(Data extract):
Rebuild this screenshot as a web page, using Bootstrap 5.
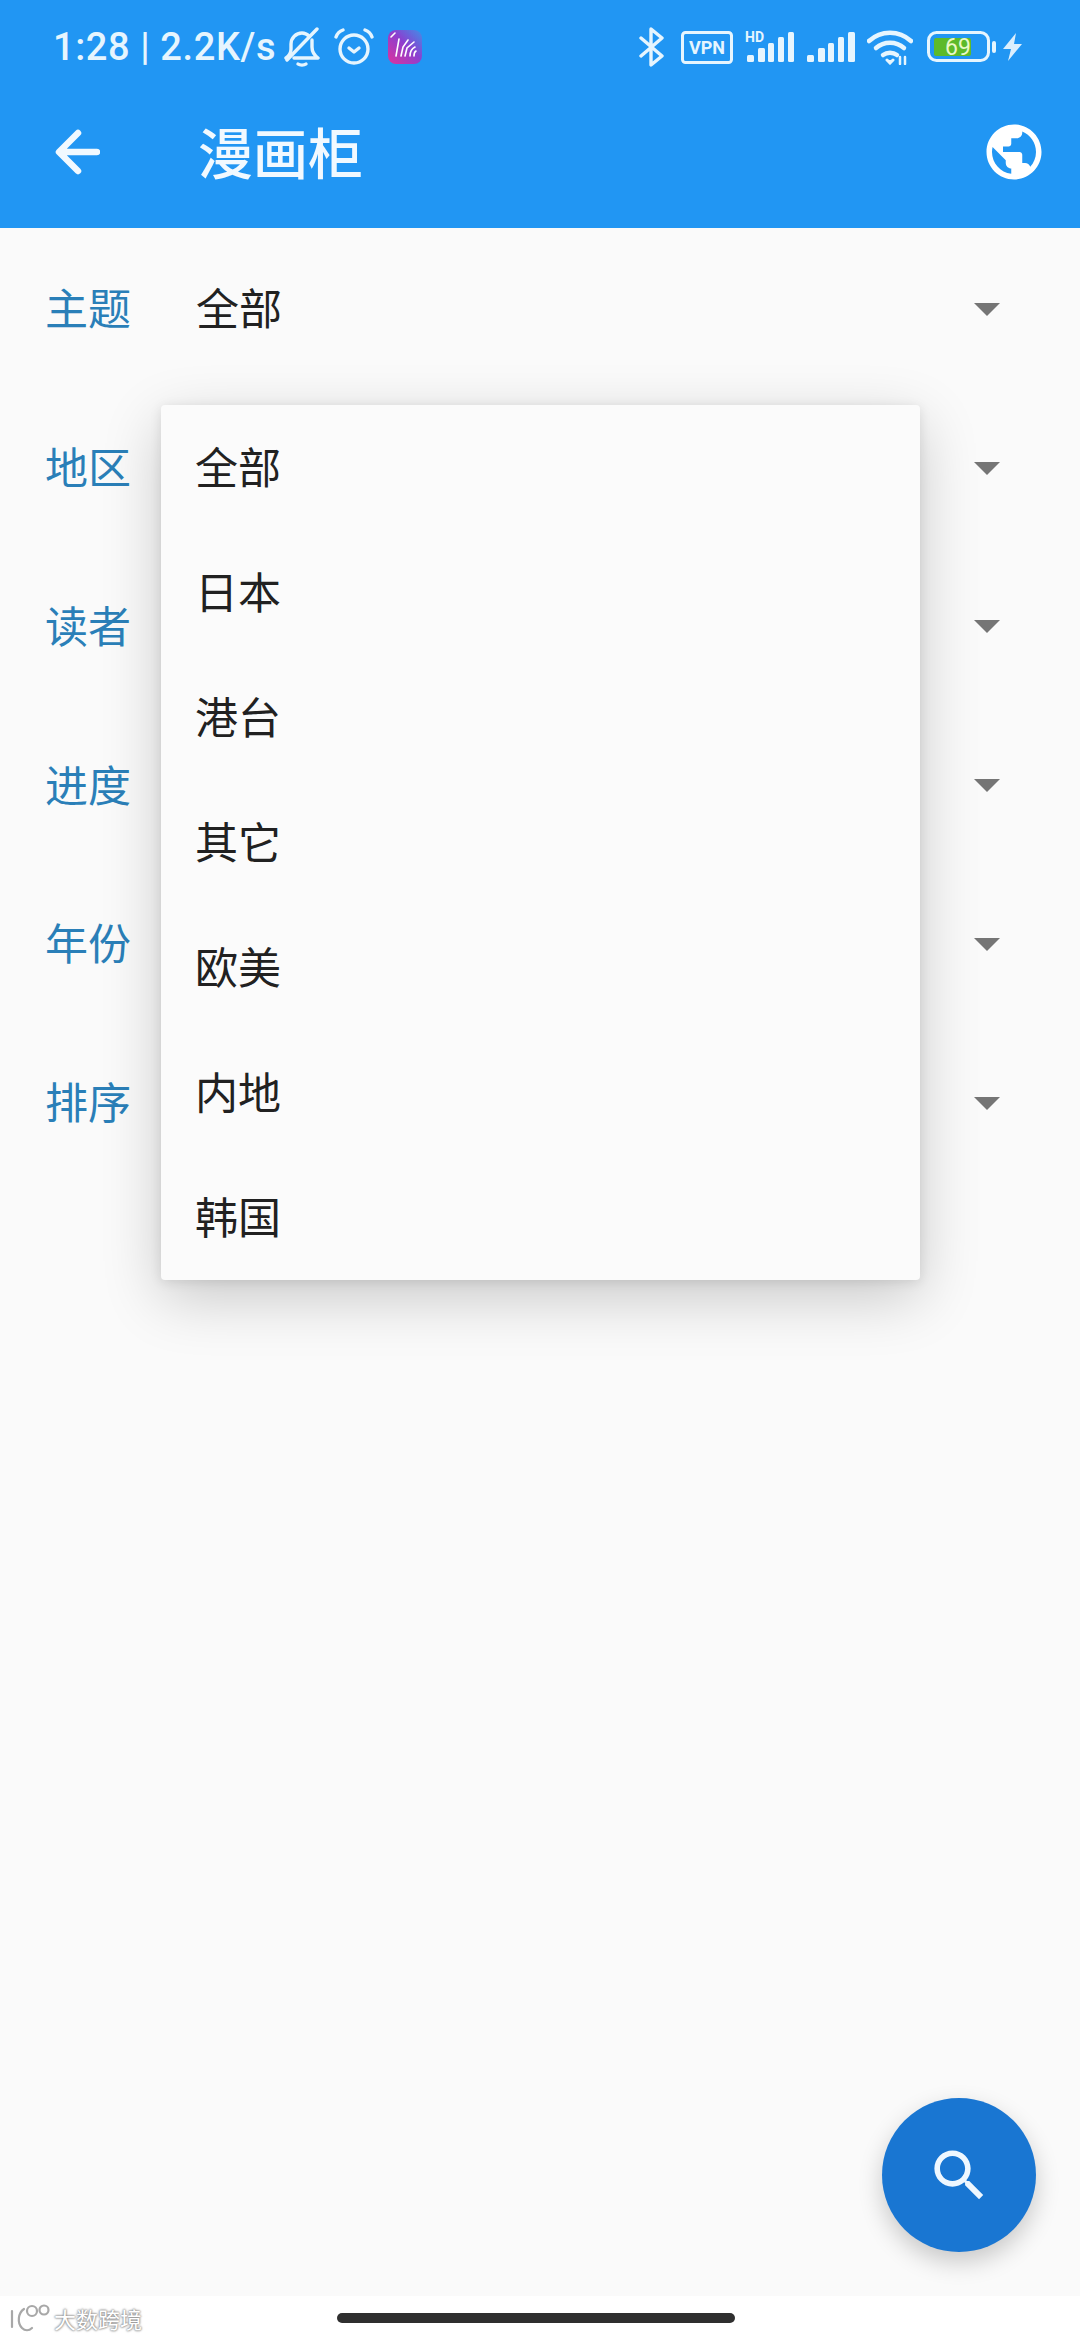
<!DOCTYPE html>
<html lang="zh-CN">
<head>
    <meta charset="UTF-8">
    <meta name="viewport" content="width=device-width, initial-scale=1.0">
    <title>漫画柜</title>
    <link href="https://cdn.jsdelivr.net/npm/bootstrap@5.3.0/dist/css/bootstrap.min.css" rel="stylesheet">
    <style>
        body {
            background-color: #fff;
            font-family: "Noto Sans CJK SC", "Noto Sans", sans-serif;
        }
        .phone-page {
            width: 1080px;
            height: 2340px;
            overflow: hidden;
        }
        .app-head {
            height: 228px;
            background-color: #2196f3;
            color: #e6f5fe;
        }
        .status-row {
            height: 90px;
            padding: 4px 58px 0 53px;
        }
        .status-time {
            font-family: Roboto, "Liberation Sans", sans-serif;
            font-size: 38px;
            font-weight: 500;
            line-height: 1;
            margin-right: 8px;
            letter-spacing: .6px;
            white-space: nowrap;
        }
        .status-icon { flex: none; display: block; }
        .icon-gap-s { margin-left: 7px; }
        .icon-gap-m { margin-left: 12px; }
        .icon-gap-l { margin-left: 14px; }
        .tool-row {
            height: 138px;
            padding: 0 33px 14px 55px;
        }
        .page-title {
            font-size: 55px;
            font-weight: 500;
            line-height: 1;
            margin: 0 0 4px 98px;
            color: #f1f9ff;
        }
        .filter-list {
            padding-top: 2px;
            background-color: #fafafa;
        }
        .filter-row {
            height: 158.8px;
            padding: 0 80px 0 45px;
            font-size: 43px;
        }
        .filter-label {
            width: 151px;
            padding-bottom: 6px;
            color: #2a7fb8;
        }
        .filter-value {
            padding-bottom: 6px;
            color: #212121;
        }
        .filter-caret {
            width: 0;
            height: 0;
            border-left: 13px solid transparent;
            border-right: 13px solid transparent;
            border-top: 13px solid #757575;
        }
        .page-fill {
            background-color: #fafafa;
        }
        .nav-strip {
            height: 44px;
            background-color: #fff;
            padding-left: 337px;
        }
        .home-bar {
            width: 398px;
            height: 10px;
            margin-top: 17px;
            border-radius: 5px;
            background-color: #2f2f2f;
        }
        .pick-menu {
            top: 405px;
            left: 161px;
            width: 759px;
            padding: 0;
            border: 0;
            border-radius: 4px;
            background-color: #fbfbfb;
            box-shadow: 0 18px 60px rgba(0,0,0,.2), 0 2px 12px rgba(0,0,0,.1);
        }
        .pick-item {
            height: 125px;
            padding: 0 0 0 34px;
            font-size: 43px;
            color: #212121;
            line-height: 121px;
        }
        .search-fab {
            right: 44px;
            bottom: 88px;
            width: 154px;
            height: 154px;
            border: 0;
            padding: 0;
            background-color: #1976d2;
            box-shadow: 0 10px 24px rgba(0,0,0,.2);
        }
        .search-fab:hover { background-color: #1976d2; }
        .water-mark {
            left: 10px;
            bottom: 7px;
            color: #fff;
            font-size: 22px;
            line-height: 1;
            text-shadow: 0 0 2px #8d8d8d, 0 0 2px #8d8d8d, 0 0 3px #aaa;
        }
    </style>
</head>
<body>
    <div class="phone-page position-relative d-flex flex-column">
        <header class="app-head flex-shrink-0">
            <div class="status-row d-flex align-items-center justify-content-between">
                <div class="d-flex align-items-center">
                    <span class="status-time">1:28 | 2.2K/s</span>
                    <!-- muted bell -->
                    <svg class="status-icon" width="36" height="40" viewBox="0 0 36 40" fill="none" stroke="#e6f5fe" stroke-width="3.4" stroke-linecap="round" stroke-linejoin="round">
                        <path d="M2 31c3-2 5-5 5-9v-5c0-6 5-11 11-11 3 0 5 1 7 3"/>
                        <path d="M28 13v7c0 4 2 8 6 11H10"/>
                        <path d="M33 2 3 33"/>
                        <path d="M14 37c2 1.500 6 1.500 8 0"/>
                    </svg>
                    <!-- alarm -->
                    <svg class="status-icon icon-gap-l" width="40" height="38" viewBox="0 0 40 38" fill="none" stroke="#e6f5fe" stroke-width="3.4" stroke-linecap="round" stroke-linejoin="round">
                        <circle cx="20" cy="21" r="14"/>
                        <path d="M2 9c1-3 4-6 7-7M38 9c-1-3-4-6-7-7"/>
                        <path d="M15 20l5 4 5-4"/>
                    </svg>
                    <!-- app notification -->
                    <svg class="status-icon icon-gap-l" width="34" height="34" viewBox="0 0 34 34" fill="none">
                        <defs>
                            <linearGradient id="appFill" x1="0" y1="1" x2="1" y2="0">
                                <stop offset="0" stop-color="#e0329c"/>
                                <stop offset=".55" stop-color="#8b40d0"/>
                                <stop offset="1" stop-color="#3f8fe8"/>
                            </linearGradient>
                        </defs>
                        <rect width="34" height="34" rx="8" fill="url(#appFill)"/>
                        <g stroke="#fff" stroke-width="1.6" stroke-linecap="round">
                            <path d="M8 26 11 9M13 26l2-9 5-7M17 26l2-8 7-6M22 26c0-4 1-7 5-9M26 26c0-2 0-4 2-5M3 7l4-4" />
                        </g>
                    </svg>
                </div>
                <div class="d-flex align-items-center">
                    <!-- bluetooth -->
                    <svg class="status-icon" width="26" height="40" viewBox="0 0 26 40" fill="none" stroke="#e6f5fe" stroke-width="3.4" stroke-linecap="round" stroke-linejoin="round">
                        <path d="M2 11 23 29 12 38V2l11 9L2 29"/>
                    </svg>
                    <!-- vpn -->
                    <svg class="status-icon ms-3" width="52" height="33" viewBox="0 0 52 33">
                        <rect x="1.500" y="1.500" width="49" height="30" rx="3" fill="none" stroke="#e6f5fe" stroke-width="3"/>
                        <text x="26" y="23" text-anchor="middle" font-family="Roboto, sans-serif" font-size="18" font-weight="700" fill="#e6f5fe">VPN</text>
                    </svg>
                    <!-- hd signal -->
                    <svg class="status-icon icon-gap-m" width="50" height="36" viewBox="0 0 50 36" fill="#e6f5fe">
                        <text x="0" y="13" font-family="Roboto, sans-serif" font-size="14" font-weight="700">HD</text>
                        <rect x="2" y="26" width="7" height="7" rx="1.500"/>
                        <rect x="13" y="19" width="7" height="14" rx="1.500"/>
                        <rect x="23" y="14" width="6" height="19" rx="1.500"/>
                        <rect x="33" y="8" width="6" height="25" rx="1.500"/>
                        <rect x="43" y="3" width="6" height="30" rx="1.500"/>
                    </svg>
                    <!-- signal -->
                    <svg class="status-icon icon-gap-m" width="48" height="36" viewBox="0 0 48 36" fill="#e6f5fe">
                        <rect x="0" y="26" width="7" height="7" rx="1.500"/>
                        <rect x="11" y="19" width="7" height="14" rx="1.500"/>
                        <rect x="21" y="14" width="6" height="19" rx="1.500"/>
                        <rect x="31" y="8" width="6" height="25" rx="1.500"/>
                        <rect x="41" y="3" width="7" height="30" rx="1.500"/>
                    </svg>
                    <!-- wifi -->
                    <svg class="status-icon icon-gap-m" width="46" height="36" viewBox="0 0 46 36" fill="none" stroke="#e6f5fe" stroke-width="4.500" stroke-linecap="round">
                        <path d="M2 12C14 1 32 1 44 12"/>
                        <path d="M9 19c8-7 20-7 28 0"/>
                        <path d="M16 26c4-3 10-3 14 0"/>
                        <path d="M20 31l3 3 3-3" fill="#e6f5fe" stroke-width="3"/>
                        <path d="M33 28v7M38 28v7" stroke-width="2.500"/>
                    </svg>
                    <!-- battery -->
                    <svg class="status-icon icon-gap-l" width="69" height="32" viewBox="0 0 69 32">
                        <rect x="1.500" y="1.500" width="60" height="28" rx="8" fill="none" stroke="#e6f5fe" stroke-width="3"/>
                        <rect x="7" y="7" width="37" height="18" rx="2" fill="#5dba2a"/>
                        <rect x="65" y="10" width="4" height="12" rx="2" fill="#e6f5fe"/>
                        <text x="31" y="24" text-anchor="middle" font-family="Roboto, sans-serif" font-size="23" fill="#eaf9c8">69</text>
                    </svg>
                    <!-- bolt -->
                    <svg class="status-icon icon-gap-s" width="19" height="28" viewBox="0 0 19 28" fill="#dceffd">
                        <path d="M13 0 0 16h8L5 28 19 11h-8z"/>
                    </svg>
                </div>
            </div>
            <div class="tool-row d-flex align-items-center">
                <svg class="status-icon" width="45" height="46" viewBox="0 0 45 46" fill="none" stroke="#f1f9ff" stroke-width="6.500" stroke-linecap="round" stroke-linejoin="round">
                    <path d="M42 23H5M23 4 4 23l19 19"/>
                </svg>
                <h1 class="page-title">漫画柜</h1>
                <svg class="status-icon ms-auto" width="66" height="66" viewBox="0 0 24 24" fill="#fff">
                    <path d="M12 2C6.480 2 2 6.480 2 12s4.480 10 10 10 10-4.480 10-10S17.520 2 12 2zm-1 17.930c-3.950-.490-7-3.850-7-7.930 0-.620.080-1.210.210-1.790L9 15v1c0 1.100.900 2 2 2v1.930zm6.900-2.540c-.260-.810-1-1.390-1.900-1.390h-1v-3c0-.550-.450-1-1-1H8v-2h2c.550 0 1-.450 1-1V7h2c1.100 0 2-.900 2-2v-.410c2.930 1.190 5 4.060 5 7.410 0 2.080-.800 3.970-2.100 5.390z"/>
                </svg>
            </div>
        </header>

        <main class="filter-list flex-shrink-0">
            <div class="filter-row d-flex align-items-center">
                <span class="filter-label">主题</span>
                <span class="filter-value flex-grow-1">全部</span>
                <span class="filter-caret"></span>
            </div>
            <div class="filter-row d-flex align-items-center">
                <span class="filter-label">地区</span>
                <span class="flex-grow-1"></span>
                <span class="filter-caret"></span>
            </div>
            <div class="filter-row d-flex align-items-center">
                <span class="filter-label">读者</span>
                <span class="flex-grow-1"></span>
                <span class="filter-caret"></span>
            </div>
            <div class="filter-row d-flex align-items-center">
                <span class="filter-label">进度</span>
                <span class="flex-grow-1"></span>
                <span class="filter-caret"></span>
            </div>
            <div class="filter-row d-flex align-items-center">
                <span class="filter-label">年份</span>
                <span class="flex-grow-1"></span>
                <span class="filter-caret"></span>
            </div>
            <div class="filter-row d-flex align-items-center">
                <span class="filter-label">排序</span>
                <span class="flex-grow-1"></span>
                <span class="filter-caret"></span>
            </div>
        </main>
        <div class="page-fill flex-grow-1"></div>
        <div class="nav-strip flex-shrink-0">
            <div class="home-bar"></div>
        </div>

        <!-- open dropdown for 地区 -->
        <div class="dropdown-menu show pick-menu">
            <a class="dropdown-item pick-item" href="#">全部</a>
            <a class="dropdown-item pick-item" href="#">日本</a>
            <a class="dropdown-item pick-item" href="#">港台</a>
            <a class="dropdown-item pick-item" href="#">其它</a>
            <a class="dropdown-item pick-item" href="#">欧美</a>
            <a class="dropdown-item pick-item" href="#">内地</a>
            <a class="dropdown-item pick-item" href="#">韩国</a>
        </div>

        <button type="button" class="btn search-fab rounded-circle position-absolute d-flex align-items-center justify-content-center">
            <svg width="67" height="67" viewBox="0 0 24 24" fill="#eef7ff">
                <path d="M15.500 14h-.790l-.280-.270C15.410 12.590 16 11.110 16 9.500 16 5.910 13.090 3 9.500 3S3 5.910 3 9.500 5.910 16 9.500 16c1.610 0 3.090-.590 4.230-1.570l.270.280v.790l5 4.990L20.490 19l-4.990-5zm-6 0C7.010 14 5 11.990 5 9.500S7.010 5 9.500 5 14 7.010 14 9.500 11.990 14 9.500 14z"/>
            </svg>
        </button>

        <div class="water-mark position-absolute d-flex align-items-center">
            <svg width="40" height="30" viewBox="0 0 40 30" fill="none" stroke="#a8a8a8" stroke-width="2.200" stroke-linecap="round">
                <path d="M2 8v16M14 6C8 10 7 20 12 25c3 3 7 3 10 0"/>
                <circle cx="22" cy="8" r="5"/>
                <circle cx="34" cy="7" r="4.500"/>
            </svg>
            <span class="ms-1">大数跨境</span>
        </div>
    </div>
    <script src="https://cdn.jsdelivr.net/npm/bootstrap@5.3.0/dist/js/bootstrap.bundle.min.js"></script>
</body>
</html>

(Written exercise): Pull every line containing "page" out of the data above.

(Task response):
Rebuild this screenshot as a web page, using Bootstrap 5.
        .phone-page {
        .page-title {
        .page-fill {
    <div class="phone-page position-relative d-flex flex-column">
                <h1 class="page-title">漫画柜</h1>
        <div class="page-fill flex-grow-1"></div>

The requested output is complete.